### THE PROBLEM
Copy out every line of the records where the string "code" occurs.

--- Start INPUT ---

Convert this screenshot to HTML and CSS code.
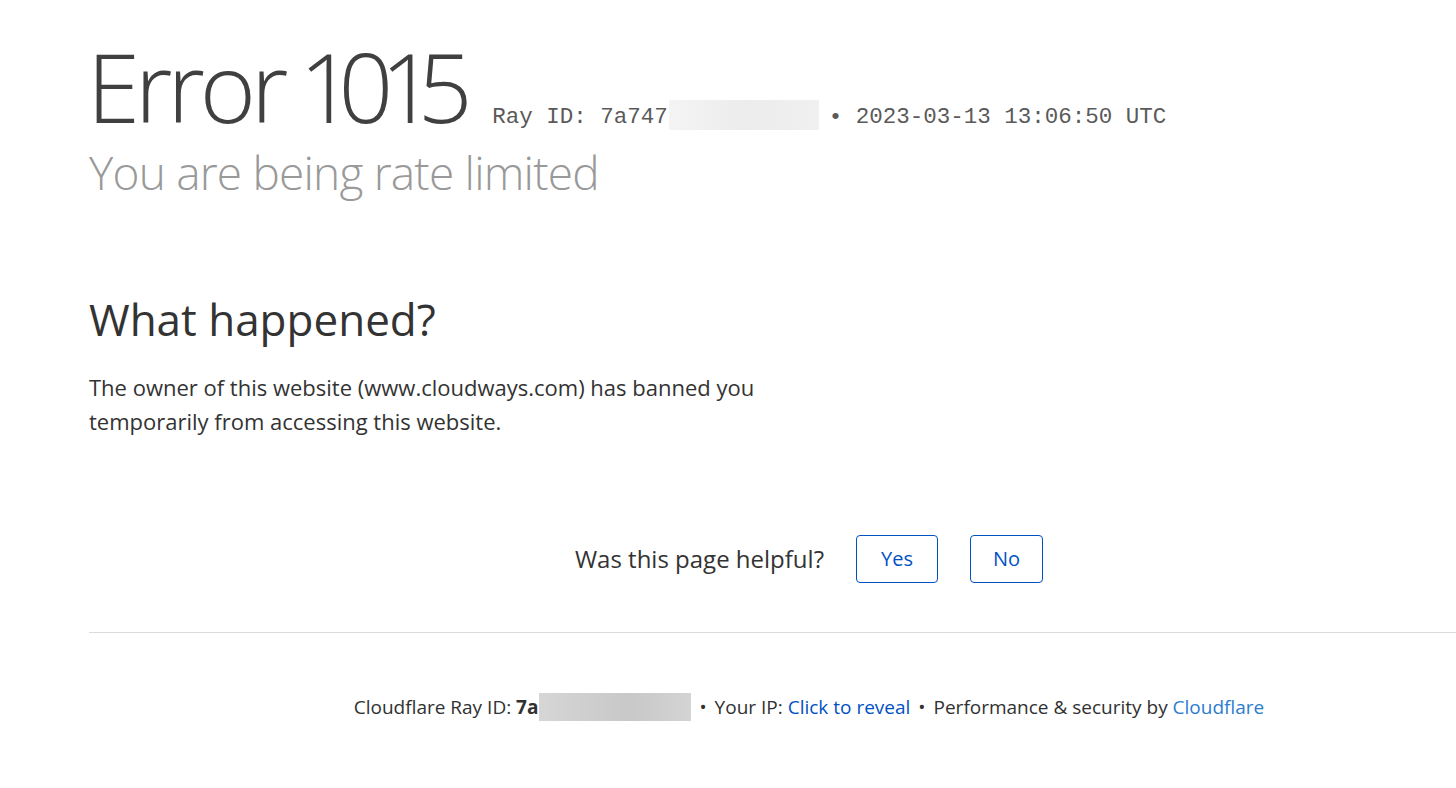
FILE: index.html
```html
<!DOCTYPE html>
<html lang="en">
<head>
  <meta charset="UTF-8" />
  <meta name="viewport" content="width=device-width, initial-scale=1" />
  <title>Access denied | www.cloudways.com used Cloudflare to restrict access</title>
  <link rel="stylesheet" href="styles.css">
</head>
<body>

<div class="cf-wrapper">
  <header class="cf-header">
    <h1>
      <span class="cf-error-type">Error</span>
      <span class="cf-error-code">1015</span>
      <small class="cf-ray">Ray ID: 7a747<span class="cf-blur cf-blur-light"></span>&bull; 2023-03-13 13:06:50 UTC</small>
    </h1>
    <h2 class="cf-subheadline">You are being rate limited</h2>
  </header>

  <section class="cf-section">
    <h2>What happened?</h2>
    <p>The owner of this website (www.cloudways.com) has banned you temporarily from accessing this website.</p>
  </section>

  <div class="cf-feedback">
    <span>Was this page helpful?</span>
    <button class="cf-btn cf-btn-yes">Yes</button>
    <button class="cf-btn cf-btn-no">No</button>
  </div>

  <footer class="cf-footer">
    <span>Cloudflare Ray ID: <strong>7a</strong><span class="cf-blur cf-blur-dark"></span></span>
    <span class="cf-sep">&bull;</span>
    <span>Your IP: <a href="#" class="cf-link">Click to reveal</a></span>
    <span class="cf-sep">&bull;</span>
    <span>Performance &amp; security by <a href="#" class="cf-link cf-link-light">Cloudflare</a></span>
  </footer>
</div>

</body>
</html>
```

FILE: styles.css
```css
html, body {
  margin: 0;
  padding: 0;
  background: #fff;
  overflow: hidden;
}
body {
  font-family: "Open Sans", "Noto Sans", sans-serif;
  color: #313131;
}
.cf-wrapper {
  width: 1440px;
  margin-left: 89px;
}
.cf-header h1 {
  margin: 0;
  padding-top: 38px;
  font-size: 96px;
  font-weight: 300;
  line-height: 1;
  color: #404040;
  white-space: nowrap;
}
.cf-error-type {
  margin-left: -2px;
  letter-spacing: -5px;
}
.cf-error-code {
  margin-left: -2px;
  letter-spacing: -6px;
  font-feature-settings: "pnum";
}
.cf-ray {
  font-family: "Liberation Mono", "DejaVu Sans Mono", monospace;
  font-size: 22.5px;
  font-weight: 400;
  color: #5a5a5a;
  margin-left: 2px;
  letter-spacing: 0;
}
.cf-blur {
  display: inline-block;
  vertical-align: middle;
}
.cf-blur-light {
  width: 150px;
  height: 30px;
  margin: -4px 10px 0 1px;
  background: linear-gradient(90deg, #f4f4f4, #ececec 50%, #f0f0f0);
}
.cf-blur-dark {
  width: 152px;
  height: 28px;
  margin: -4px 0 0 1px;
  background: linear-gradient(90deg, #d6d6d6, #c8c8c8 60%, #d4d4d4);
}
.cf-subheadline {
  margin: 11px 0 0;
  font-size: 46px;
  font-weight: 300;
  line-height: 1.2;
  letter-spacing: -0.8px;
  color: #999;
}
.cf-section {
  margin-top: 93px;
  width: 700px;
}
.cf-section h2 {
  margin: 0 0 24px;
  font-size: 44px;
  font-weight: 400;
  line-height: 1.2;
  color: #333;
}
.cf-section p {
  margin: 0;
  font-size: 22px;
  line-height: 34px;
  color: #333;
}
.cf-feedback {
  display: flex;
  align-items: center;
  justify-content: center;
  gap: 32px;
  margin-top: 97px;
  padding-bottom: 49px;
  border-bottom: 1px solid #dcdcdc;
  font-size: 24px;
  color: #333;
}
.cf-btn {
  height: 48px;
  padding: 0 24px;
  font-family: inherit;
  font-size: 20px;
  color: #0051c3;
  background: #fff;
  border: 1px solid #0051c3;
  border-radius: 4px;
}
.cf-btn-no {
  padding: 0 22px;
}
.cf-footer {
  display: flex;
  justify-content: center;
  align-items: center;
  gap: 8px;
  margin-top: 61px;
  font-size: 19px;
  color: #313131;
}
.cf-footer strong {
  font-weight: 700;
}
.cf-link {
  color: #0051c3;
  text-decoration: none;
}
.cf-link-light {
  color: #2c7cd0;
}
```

--- End INPUT ---
--- Start INPUT ---

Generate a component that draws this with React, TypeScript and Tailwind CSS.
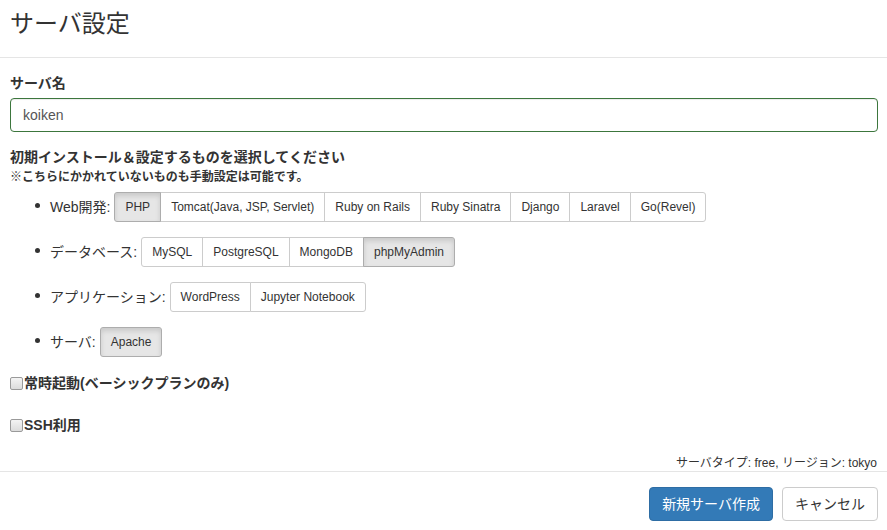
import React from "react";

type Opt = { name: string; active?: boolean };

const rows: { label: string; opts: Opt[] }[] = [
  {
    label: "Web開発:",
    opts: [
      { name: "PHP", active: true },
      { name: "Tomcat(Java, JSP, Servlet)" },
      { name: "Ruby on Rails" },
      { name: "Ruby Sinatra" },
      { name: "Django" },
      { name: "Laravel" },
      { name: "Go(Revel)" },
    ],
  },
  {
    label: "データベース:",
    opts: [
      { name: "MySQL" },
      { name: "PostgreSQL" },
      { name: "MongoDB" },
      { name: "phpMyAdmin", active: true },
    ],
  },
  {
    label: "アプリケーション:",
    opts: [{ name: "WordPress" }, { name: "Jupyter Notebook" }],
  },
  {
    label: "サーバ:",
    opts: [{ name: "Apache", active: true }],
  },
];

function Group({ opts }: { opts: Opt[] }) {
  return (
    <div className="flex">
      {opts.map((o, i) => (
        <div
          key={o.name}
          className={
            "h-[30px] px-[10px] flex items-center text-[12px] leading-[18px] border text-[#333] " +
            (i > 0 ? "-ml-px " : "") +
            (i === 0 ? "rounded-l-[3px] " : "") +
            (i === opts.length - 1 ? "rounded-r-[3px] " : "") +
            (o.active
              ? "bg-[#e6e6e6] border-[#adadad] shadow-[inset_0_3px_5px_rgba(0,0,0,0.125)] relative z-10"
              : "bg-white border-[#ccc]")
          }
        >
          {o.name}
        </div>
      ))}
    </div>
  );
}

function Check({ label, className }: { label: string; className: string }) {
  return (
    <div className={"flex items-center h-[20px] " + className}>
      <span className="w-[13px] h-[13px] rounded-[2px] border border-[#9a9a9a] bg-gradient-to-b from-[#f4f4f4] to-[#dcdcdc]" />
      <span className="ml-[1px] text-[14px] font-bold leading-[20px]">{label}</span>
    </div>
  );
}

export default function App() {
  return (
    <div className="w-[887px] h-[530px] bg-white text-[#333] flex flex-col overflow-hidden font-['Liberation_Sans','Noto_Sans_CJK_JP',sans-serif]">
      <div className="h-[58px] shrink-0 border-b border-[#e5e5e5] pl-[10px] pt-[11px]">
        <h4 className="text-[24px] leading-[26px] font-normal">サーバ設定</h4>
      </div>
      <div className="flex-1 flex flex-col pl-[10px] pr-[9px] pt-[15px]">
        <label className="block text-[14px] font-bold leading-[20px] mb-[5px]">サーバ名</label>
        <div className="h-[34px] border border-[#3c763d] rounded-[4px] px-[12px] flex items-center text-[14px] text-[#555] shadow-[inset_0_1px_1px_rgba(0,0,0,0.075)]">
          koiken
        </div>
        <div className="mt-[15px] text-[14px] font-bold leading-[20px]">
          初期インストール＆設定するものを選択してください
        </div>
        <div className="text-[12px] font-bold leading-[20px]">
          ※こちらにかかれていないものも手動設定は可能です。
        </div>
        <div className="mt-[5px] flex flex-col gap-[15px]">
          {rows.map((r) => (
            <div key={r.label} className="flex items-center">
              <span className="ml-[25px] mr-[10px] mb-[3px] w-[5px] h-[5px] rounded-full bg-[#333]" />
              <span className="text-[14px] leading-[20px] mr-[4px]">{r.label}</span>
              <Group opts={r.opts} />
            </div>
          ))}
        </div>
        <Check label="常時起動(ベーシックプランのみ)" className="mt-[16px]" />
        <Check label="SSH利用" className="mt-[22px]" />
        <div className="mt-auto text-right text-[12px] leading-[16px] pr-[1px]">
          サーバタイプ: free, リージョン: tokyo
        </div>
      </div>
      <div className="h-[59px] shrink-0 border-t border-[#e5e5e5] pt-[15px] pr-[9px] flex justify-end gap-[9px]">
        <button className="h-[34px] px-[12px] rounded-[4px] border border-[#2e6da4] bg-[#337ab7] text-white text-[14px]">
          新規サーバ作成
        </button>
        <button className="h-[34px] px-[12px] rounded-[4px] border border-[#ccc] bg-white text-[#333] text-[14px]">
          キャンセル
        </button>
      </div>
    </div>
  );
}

--- End INPUT ---

### EXERCISE RESPONSE
Convert this screenshot to HTML and CSS code.
      <span class="cf-error-code">1015</span>
.cf-error-code {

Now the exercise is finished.